EXERCISE | Repeat the material exactly, every line of it.

RECORDED DATA |
.....

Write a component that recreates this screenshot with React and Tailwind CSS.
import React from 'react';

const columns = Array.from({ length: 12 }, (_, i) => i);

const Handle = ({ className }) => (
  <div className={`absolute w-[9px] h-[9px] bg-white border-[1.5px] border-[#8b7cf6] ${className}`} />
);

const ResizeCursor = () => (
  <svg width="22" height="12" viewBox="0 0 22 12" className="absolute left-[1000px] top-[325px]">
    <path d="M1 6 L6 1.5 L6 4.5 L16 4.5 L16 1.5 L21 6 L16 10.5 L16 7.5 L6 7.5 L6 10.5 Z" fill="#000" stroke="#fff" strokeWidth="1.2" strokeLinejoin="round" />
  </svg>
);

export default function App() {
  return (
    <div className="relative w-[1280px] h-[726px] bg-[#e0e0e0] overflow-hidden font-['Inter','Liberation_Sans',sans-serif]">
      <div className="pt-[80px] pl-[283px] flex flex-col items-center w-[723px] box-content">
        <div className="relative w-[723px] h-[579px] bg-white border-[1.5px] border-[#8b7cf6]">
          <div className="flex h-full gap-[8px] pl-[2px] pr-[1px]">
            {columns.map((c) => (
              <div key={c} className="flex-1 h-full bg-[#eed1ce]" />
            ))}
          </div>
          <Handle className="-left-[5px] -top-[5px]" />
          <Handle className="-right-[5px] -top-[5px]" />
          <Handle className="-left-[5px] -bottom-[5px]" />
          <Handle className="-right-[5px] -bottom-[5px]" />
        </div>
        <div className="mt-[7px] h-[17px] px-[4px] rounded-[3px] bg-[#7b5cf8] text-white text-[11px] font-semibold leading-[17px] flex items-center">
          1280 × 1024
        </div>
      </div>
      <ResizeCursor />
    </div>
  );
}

.....

THE OUTPUT |
Write a component that recreates this screenshot with React and Tailwind CSS.
import React from 'react';

const columns = Array.from({ length: 12 }, (_, i) => i);

const Handle = ({ className }) => (
  <div className={`absolute w-[9px] h-[9px] bg-white border-[1.5px] border-[#8b7cf6] ${className}`} />
);

const ResizeCursor = () => (
  <svg width="22" height="12" viewBox="0 0 22 12" className="absolute left-[1000px] top-[325px]">
    <path d="M1 6 L6 1.5 L6 4.5 L16 4.5 L16 1.5 L21 6 L16 10.5 L16 7.5 L6 7.5 L6 10.5 Z" fill="#000" stroke="#fff" strokeWidth="1.2" strokeLinejoin="round" />
  </svg>
);

export default function App() {
  return (
    <div className="relative w-[1280px] h-[726px] bg-[#e0e0e0] overflow-hidden font-['Inter','Liberation_Sans',sans-serif]">
      <div className="pt-[80px] pl-[283px] flex flex-col items-center w-[723px] box-content">
        <div className="relative w-[723px] h-[579px] bg-white border-[1.5px] border-[#8b7cf6]">
          <div className="flex h-full gap-[8px] pl-[2px] pr-[1px]">
            {columns.map((c) => (
              <div key={c} className="flex-1 h-full bg-[#eed1ce]" />
            ))}
          </div>
          <Handle className="-left-[5px] -top-[5px]" />
          <Handle className="-right-[5px] -top-[5px]" />
          <Handle className="-left-[5px] -bottom-[5px]" />
          <Handle className="-right-[5px] -bottom-[5px]" />
        </div>
        <div className="mt-[7px] h-[17px] px-[4px] rounded-[3px] bg-[#7b5cf8] text-white text-[11px] font-semibold leading-[17px] flex items-center">
          1280 × 1024
        </div>
      </div>
      <ResizeCursor />
    </div>
  );
}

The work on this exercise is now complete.